I think the level of normalization really does depend on how large the application will be. At a minimum I would at least have an Address table so that CRUD can be performed on addresses without being coupled to users. You probably want to break it down more if there are plans in the UI to have drop downs that list cities or states or are providing web services. It gets a little more complicated if you need to factor in foreign addresses and APO/FPO. The objectives of normalization listed on the wikipedia page might be worth going through to see if any of the scenarios should be accounted for in your project. Try your best to not duplicate data or effort without over designing.

I wanted to provide some additional information that your team might consider:

Luke W. has some great information about designing UI for addresses.

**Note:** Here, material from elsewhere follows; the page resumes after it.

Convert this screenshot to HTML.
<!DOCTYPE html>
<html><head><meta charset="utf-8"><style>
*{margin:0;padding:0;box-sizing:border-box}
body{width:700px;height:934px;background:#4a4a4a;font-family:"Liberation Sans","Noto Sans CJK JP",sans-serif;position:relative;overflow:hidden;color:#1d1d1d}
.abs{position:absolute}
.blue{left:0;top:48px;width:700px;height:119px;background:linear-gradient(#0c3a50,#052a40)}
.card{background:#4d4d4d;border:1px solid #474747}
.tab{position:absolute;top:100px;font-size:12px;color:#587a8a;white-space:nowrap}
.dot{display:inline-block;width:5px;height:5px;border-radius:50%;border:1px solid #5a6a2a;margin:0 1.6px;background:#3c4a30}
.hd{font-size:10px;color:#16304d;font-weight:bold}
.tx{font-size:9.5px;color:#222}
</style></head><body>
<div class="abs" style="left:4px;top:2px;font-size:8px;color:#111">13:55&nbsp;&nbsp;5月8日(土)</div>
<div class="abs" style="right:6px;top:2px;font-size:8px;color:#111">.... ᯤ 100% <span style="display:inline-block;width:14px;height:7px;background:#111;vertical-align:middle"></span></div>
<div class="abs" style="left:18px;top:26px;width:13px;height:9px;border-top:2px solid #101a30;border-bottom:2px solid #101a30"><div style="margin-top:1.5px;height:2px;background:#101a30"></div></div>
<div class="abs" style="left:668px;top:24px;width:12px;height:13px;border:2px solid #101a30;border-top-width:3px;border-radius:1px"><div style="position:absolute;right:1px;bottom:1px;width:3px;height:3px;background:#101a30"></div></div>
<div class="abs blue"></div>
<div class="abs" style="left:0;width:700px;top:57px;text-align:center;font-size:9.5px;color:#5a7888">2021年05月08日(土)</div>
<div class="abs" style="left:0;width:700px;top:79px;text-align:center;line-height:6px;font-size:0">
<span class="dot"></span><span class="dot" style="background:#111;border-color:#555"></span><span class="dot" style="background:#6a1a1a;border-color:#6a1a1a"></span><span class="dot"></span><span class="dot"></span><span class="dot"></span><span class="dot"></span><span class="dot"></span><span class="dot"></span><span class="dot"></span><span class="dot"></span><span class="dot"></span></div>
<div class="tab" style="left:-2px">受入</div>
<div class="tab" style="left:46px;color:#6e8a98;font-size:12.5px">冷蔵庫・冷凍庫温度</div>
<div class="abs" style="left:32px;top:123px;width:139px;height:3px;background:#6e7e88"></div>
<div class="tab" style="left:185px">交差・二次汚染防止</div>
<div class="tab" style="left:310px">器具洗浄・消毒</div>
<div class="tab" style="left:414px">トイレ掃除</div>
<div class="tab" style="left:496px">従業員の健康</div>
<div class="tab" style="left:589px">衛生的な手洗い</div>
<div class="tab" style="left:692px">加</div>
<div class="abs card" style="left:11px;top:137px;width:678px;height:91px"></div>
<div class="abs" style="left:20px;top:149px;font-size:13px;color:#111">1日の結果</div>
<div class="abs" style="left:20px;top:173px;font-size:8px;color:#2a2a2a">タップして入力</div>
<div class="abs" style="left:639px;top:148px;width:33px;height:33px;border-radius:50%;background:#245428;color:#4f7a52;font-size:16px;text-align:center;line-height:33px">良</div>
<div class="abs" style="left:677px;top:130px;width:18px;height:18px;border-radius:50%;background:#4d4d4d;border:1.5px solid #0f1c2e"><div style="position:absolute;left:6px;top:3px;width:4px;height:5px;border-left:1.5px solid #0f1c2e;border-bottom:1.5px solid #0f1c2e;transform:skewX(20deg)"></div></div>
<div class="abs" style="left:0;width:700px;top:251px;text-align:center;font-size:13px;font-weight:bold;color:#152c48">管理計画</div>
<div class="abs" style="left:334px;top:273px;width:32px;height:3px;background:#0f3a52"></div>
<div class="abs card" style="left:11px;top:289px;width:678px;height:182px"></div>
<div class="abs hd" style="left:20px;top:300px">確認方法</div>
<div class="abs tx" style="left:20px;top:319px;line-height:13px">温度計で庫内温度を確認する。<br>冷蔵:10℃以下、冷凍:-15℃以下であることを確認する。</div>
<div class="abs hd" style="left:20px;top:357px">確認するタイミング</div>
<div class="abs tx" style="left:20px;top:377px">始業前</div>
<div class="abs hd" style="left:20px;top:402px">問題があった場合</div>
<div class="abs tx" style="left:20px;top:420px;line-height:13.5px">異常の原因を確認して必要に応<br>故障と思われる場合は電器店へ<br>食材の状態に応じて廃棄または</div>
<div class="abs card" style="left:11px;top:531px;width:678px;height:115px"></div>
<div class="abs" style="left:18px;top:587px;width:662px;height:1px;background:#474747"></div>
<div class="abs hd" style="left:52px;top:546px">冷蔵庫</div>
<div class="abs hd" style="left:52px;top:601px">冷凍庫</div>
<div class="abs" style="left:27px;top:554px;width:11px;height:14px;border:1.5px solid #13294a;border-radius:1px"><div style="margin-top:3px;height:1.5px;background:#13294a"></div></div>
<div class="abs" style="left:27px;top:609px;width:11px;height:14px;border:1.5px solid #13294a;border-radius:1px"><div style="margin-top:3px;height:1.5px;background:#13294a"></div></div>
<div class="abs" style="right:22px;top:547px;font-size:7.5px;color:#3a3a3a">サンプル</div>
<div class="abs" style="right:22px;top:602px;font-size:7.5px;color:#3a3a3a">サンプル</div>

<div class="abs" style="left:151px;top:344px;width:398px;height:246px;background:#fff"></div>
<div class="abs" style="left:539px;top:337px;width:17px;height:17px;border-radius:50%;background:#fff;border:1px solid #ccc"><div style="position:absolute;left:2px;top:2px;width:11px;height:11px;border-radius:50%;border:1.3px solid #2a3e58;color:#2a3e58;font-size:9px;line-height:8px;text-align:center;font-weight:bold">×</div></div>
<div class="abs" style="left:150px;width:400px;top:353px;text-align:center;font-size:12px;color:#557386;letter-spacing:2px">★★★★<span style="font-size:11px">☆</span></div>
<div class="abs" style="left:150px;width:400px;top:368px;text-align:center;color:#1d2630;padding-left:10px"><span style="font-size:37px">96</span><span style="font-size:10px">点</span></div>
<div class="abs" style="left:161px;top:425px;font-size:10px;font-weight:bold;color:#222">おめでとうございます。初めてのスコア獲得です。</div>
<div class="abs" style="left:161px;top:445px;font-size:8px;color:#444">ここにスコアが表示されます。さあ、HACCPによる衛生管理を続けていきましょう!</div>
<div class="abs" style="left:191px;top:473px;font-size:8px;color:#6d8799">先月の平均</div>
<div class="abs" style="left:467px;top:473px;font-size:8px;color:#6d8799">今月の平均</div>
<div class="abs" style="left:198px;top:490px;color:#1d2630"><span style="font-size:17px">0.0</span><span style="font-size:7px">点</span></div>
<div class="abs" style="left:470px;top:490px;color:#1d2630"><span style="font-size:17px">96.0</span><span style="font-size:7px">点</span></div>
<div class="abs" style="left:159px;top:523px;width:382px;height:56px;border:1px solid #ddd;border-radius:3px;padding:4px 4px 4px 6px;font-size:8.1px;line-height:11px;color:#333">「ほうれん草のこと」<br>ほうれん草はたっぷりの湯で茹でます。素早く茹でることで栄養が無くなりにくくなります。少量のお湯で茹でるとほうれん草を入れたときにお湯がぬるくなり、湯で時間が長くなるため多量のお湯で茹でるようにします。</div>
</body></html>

http://www.lukew.com/ff/entry.asp?605
http://www.lukew.com/ff/entry.asp?968

If you are deploying via web there are many web service APIs that already manage location data.

https://www.usps.com/business/web-tools-apis/list-of-apis.htm
http://www.zippopotam.us/

If the data needs to be maintained internally or you don't like relying on external services use one of the open data sources such as GeoNames. The data is a tab separated text file but could easily be parsed with a script to load the data automatically.

回答10:

I would say yes, But only for city/state/country unless you are planning to analyse/group people by their names.

Create indexes on the id columns that result, and also on the text columns in the lookup tables. This will result in easier creation of drop-down options for forms and also quicker lookup times when your database size increases.

This will also speed up the record write time if you are indexing the city/state/country column as a short numeric index write is a lot quicker than a full text index.